The invention relates to a variable pressure oil pump for use with an engine, such as an internal combustion engine of a motor vehicle.
A typical motor vehicle includes an internal combustion engine and a lubrication system for providing oil to various lubrication locations of the engine. Such lubrication locations include sleeve bearings that support a rotating shaft, such as a camshaft. The oil produces a viscous friction drag on the rotating shaft, and the frictional drag converts mechanical energy from the shaft into heat energy within the oil. To prevent the oil from overheating within the bearings, the bearings are continually provided pressurized, lower temperature oil from an oil pump of the lubrication system. The pressurized, lower temperature oil is forced into the bearings and displaces heated oil out of the bearings.
When the engine is cold, such as during a cold start, however, the oil in the bearings is cold and the viscosity of the oil is high. As a result, it is not desirable to replace this oil with pressurized, low temperature oil.
Systems have been developed to vary oil pressure of oil provided to bearings of an internal combustion engine. U.S. Pat. No. 5,339,776, for example, discloses a lubrication system that includes an oil pump that draws oil from an oil sump, and a bypass valve that is capable of diverting oil supplied by the oil pump back into the oil sump without routing the oil to the bearings. Because high pressure oil is dumped back into the sump, however, aeration of the oil may occur. Furthermore, the oil dumped back into the sump will likely experience significant heat loss.
The present invention addresses the shortcomings of the prior art by providing a variable pressure oil pump assembly that can vary outlet oil pressure based on one or more operating conditions. Furthermore, outlet oil pressure may be varied without diverting high pressure oil into an oil sump.
Under the invention, a variable pressure oil pump assembly for use with a vehicle having a controller includes a pump body having an inlet, an outlet, a valve chamber, a first passage disposed between the inlet and the valve chamber, and a second passage disposed between the outlet and the valve chamber. The assembly further includes a pressure relief valve subassembly having a movable plunger that is disposed at least partially in the valve chamber for controlling flow of oil through the valve chamber so as to control outlet oil pressure at the outlet. A plunger adjustment mechanism is associated with the valve subassembly and adapted to communicate with the controller. The plunger adjustment mechanism is operable to control movement of the plunger based on control signals provided by the controller.
The plunger adjustment mechanism may be any suitable mechanism that is configured to affect movement of the plunger. For example, the plunger adjustment mechanism may include a solenoid subassembly connected to the pump body and adapted to be electrically connected to the controller. With such a configuration, when the solenoid subassembly is energized, the solenoid subassembly draws the plunger toward an open position for allowing oil to flow through the valve chamber.

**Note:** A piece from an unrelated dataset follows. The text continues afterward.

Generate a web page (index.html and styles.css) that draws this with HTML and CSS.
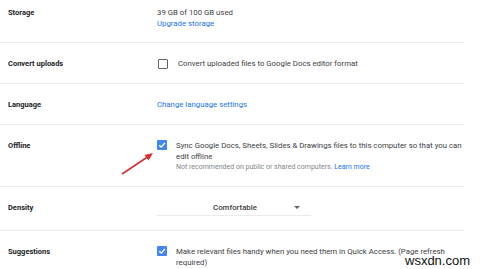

In another embodiment of the invention, the plunger has an enlarged head having first and second sides, and the plunger adjustment mechanism includes a housing connected to the pump body and defining a housing chamber that receives the enlarged head. Furthermore, the housing including first and second apertures. The first aperture is in fluid communication with the first side of the enlarged head. The second aperture is in fluid communication with the second side of the enlarged head and is further connected to the inlet. In addition, the plunger adjustment mechanism includes a solenoid valve adapted to be electrically connected to the controller and further connected to the first aperture, the inlet and the outlet. When the solenoid valve is energized, the first aperture is exposed to the outlet oil pressure. When the solenoid valve is de-energized, the first aperture is exposed to inlet oil pressure.
In yet another embodiment of the invention, the plunger has an enlarged head having first and second sides, and the plunger adjustment mechanism includes a housing connected to the pump body and defining a housing chamber that receives the enlarged head. Furthermore, the housing includes first and second apertures. The first aperture is in fluid communication with the first side of the enlarged head. The second aperture is in fluid communication with. the second side of the enlarged head and is further connected to the inlet so as to expose the second side of the enlarged head to inlet oil pressure. In addition, the plunger adjustment mechanism includes an additional pump connected between the first aperture and the inlet and adapted to be electrically connected to the controller. When the additional pump is not activated, the additional pump provides the inlet oil pressure to the first aperture. When the additional pump is activated, the additional pump provides oil pressure to the first aperture that is greater than the inlet oil pressure.